Israel Folau breaks his silence after raking in $2 million : "For those that have criticised me..."

Israel Folau breaks his silence after raking in $2 million : "For those that have criticised me..."

Israel Folau has broken his silence after his fundraising campaign was shut down this week, saying he has “no ill will” towards those who criticised the rugby player’s statement on homosexuality.

Folau’s new crowdfunding page, hosted by the Australian Christian Lobby, has raised more than $1.7 million to support his legal defence against Rugby Australia’s decision to terminate his contract in May.

And the rugby player has spoken out by sharing a message on his personal Instagram account on Wednesday morning. 

Folau wrote: “I am humbled by the support I have received from so many of you since Rugby Australia terminated my employment contract after I shared a religious message on social media. To those who have criticised me, I bear no ill will towards you. You have every right to express your own beliefs and opinions.

“I am incredibly thankful for the Australian Christian Lobby, which has not only come to my defence in the media, but generously established a website to receive donations on my behalf.”

View this post on Instagram

I am humbled by the support I have received from so many of you since Rugby Australia terminated my employment contract after I shared a religious message on social media. To those who have criticised me, I bear no ill will towards you. You have every right to express your own beliefs and opinions. To the thousands of you who donated to my GoFundMe campaign, I am forever grateful. GoFundMe’s decision to shut down my campaign proves the importance of my case; whether you share my faith or believe in my right to express it, attempts to sanction what we believe is a threat to all Australians. I am incredibly thankful for the Australian Christian Lobby, which has not only come to my defence in the media, but generously established a website to receive donations on my behalf. For those not in a position to donate, your support and prayers will make more of a difference than anything else. God bless!

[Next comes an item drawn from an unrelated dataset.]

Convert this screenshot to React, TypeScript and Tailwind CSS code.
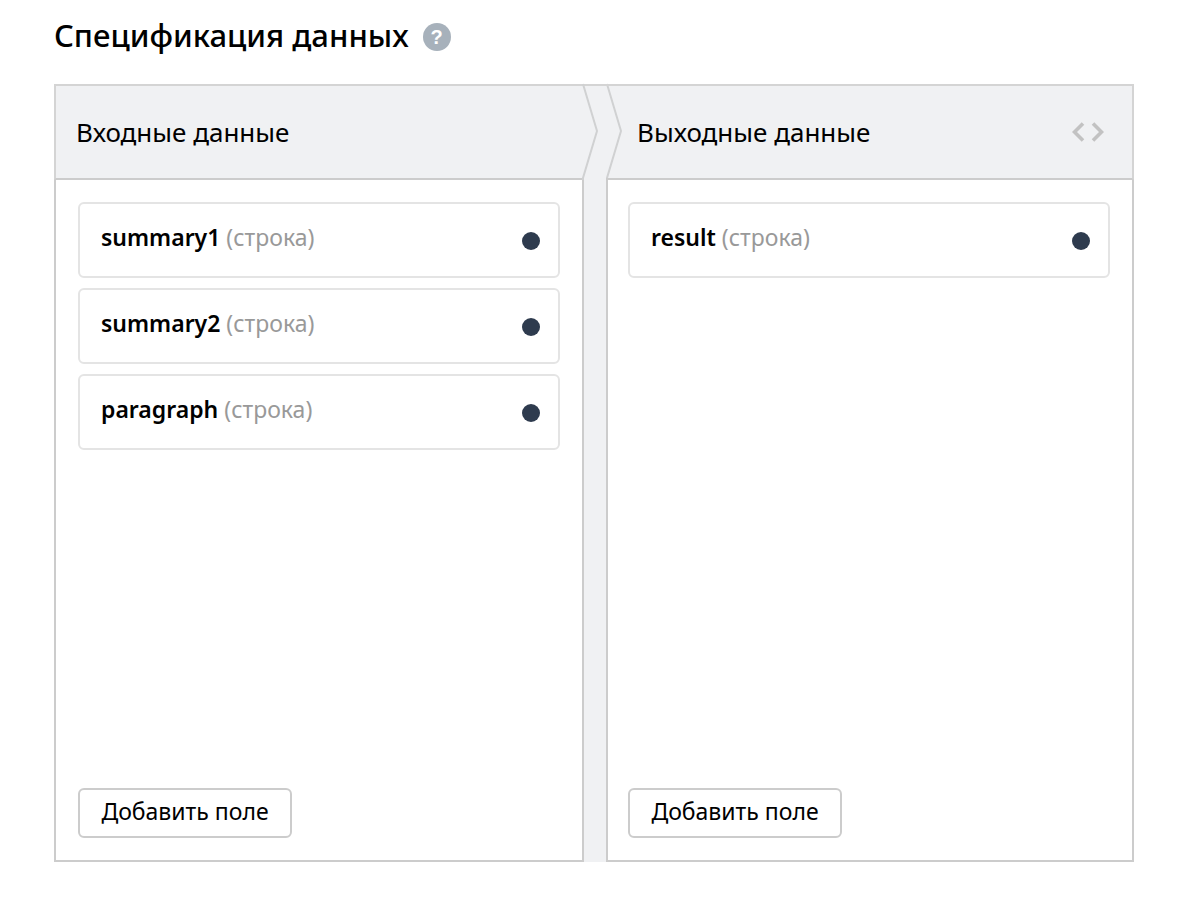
import React from "react";

type Field = { name: string; type: string };

const inputFields: Field[] = [
  { name: "summary1", type: "строка" },
  { name: "summary2", type: "строка" },
  { name: "paragraph", type: "строка" },
];

const outputFields: Field[] = [{ name: "result", type: "строка" }];

function FieldCard({ field }: { field: Field }) {
  return (
    <li className="flex h-[76px] items-center justify-between rounded-md border-2 border-[#e4e4e4] bg-white pr-[18px] pl-[21px]">
      <p className="pb-1.5 text-[23px] leading-8">
        <span className="font-semibold text-black">{field.name}</span>{" "}
        <span className="text-[#999999]">({field.type})</span>
      </p>
      <span className="mt-px size-[18px] rounded-full bg-[#2e3b4e]" />
    </li>
  );
}

function FieldPanel({ fields, className }: { fields: Field[]; className: string }) {
  return (
    <div
      className={`flex min-h-[682px] flex-col items-stretch justify-between border-x-2 border-b-2 border-[#cccccc] bg-white py-[22px] ${className}`}
    >
      <ul className="flex flex-col gap-[10px]">
        {fields.map((field) => (
          <FieldCard key={field.name} field={field} />
        ))}
      </ul>
      <button
        type="button"
        className="h-[50px] w-[214px] self-start rounded-md border-2 border-[#cccccc] bg-white pb-1 text-[23px] leading-8 text-black"
      >
        Добавить поле
      </button>
    </div>
  );
}

export default function App() {
  return (
    <main className="bg-white px-14 pt-4 pb-9 pl-[54px] font-['Noto_Sans','Open_Sans',sans-serif] text-black">
      <div className="flex h-10 items-center gap-[14px]">
        <h1 className="pb-0.5 text-[31px] leading-10 font-medium">Спецификация данных</h1>
        <button
          type="button"
          aria-label="Справка"
          className="mt-0.5 flex size-7 items-center justify-center rounded-full bg-[#a7b1bb] font-['Liberation_Sans',sans-serif] text-xl leading-7 font-bold text-white"
        >
          ?
        </button>
      </div>

      <section className="mt-7 grid grid-cols-[530fr_22px_528fr] bg-[#f0f1f3]">
        <header className="flex h-24 items-center border-t-2 border-b-2 border-l-2 border-t-[#d4d4d4] border-b-[#cccccc] border-l-[#d4d4d4] pl-5">
          <h2 className="text-[26px] leading-9">Входные данные</h2>
        </header>
        <svg
          aria-hidden="true"
          viewBox="0 0 22 96"
          className="h-24 w-[22px] overflow-visible"
          fill="none"
          stroke="#d0d1d2"
          strokeWidth="2"
        >
          <path d="M0 1H22" stroke="#d4d4d4" />
          <path d="M-1 0L13 47L-1 94V96" />
          <path d="M23 0L37 47L23 94V96" />
        </svg>
        <header className="flex h-24 items-center justify-between border-t-2 border-r-2 border-b-2 border-t-[#d4d4d4] border-r-[#d4d4d4] border-b-[#cccccc] pr-7 pl-[31px]">
          <h2 className="text-[26px] leading-9">Выходные данные</h2>
          <button type="button" aria-label="Показать код">
            <svg
              viewBox="0 0 32 20"
              className="h-5 w-8"
              fill="none"
              stroke="#c2c2c2"
              strokeWidth="3.6"
            >
              <path d="M11 1.5L2.5 10L11 18.5" />
              <path d="M21 1.5L29.5 10L21 18.5" />
            </svg>
          </button>
        </header>

        <FieldPanel fields={inputFields} className="px-[22px]" />
        <div />
        <FieldPanel fields={outputFields} className="pr-[22px] pl-5" />
      </section>
    </main>
  );
}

A post shared by Israel Folau (@izzyfolau) on Jun 25, 2019 at 4:32pm PDT

The 30-year-old’s first fundraiser on GoFundMe was shut down on Monday after it was flagged of being “at risk” of violating the company’s policies.

The ACL’s managing director Martyn Iles said he could “not go into detail” about where the rest of the donations would go once the $3 million mark has been achieved.

“It will go to different causes that are completely consistent with the intentions of the original donors,” Iles told Deborah Knight on the Today show on Wednesday morning. 

“I am not able to go into the detail at this stage.”

Iles denied that the money would be used for personal purposes. 

“Absolutely not personal use, absolutely not the ACL,” he said.

“[The donors] bought into Israel because they see him as somebody they want to champion. They see him as somebody they identify with, and there is a great deal of trust built up there.

“That is not misplaced at all. This money will be used well and will actually end up making a difference regardless of where it goes.”

Earlier this month, Folau announced that he had launched legal proceedings with the Fair Work Commissions against Rugby Australia and NSW Rugby for breach of contract.

His lawyers said in a statement that Folau is seeking “substantial remedies from his former employers should they be found to have breached the Fair Work Act in terminating his employment”.

In May, Folau’s contract was ripped up after a Rugby Australia panel found him guilty of a “high-level breach” of the players’ code of conduct over his controversial Instagram posts, including one claiming “hell awaits” gay people.

“Rugby Australia did not choose to be in this situation, but Rugby Australia’s position remains that Israel, through his actions, left us with no choice but to pursue the course of action resulting in [this] outcome,” said Rugby Australia’s chief executive Raelene Castle at the time.

“People need to feel safe and welcomed in the game, regardless of their race, background or sexuality.”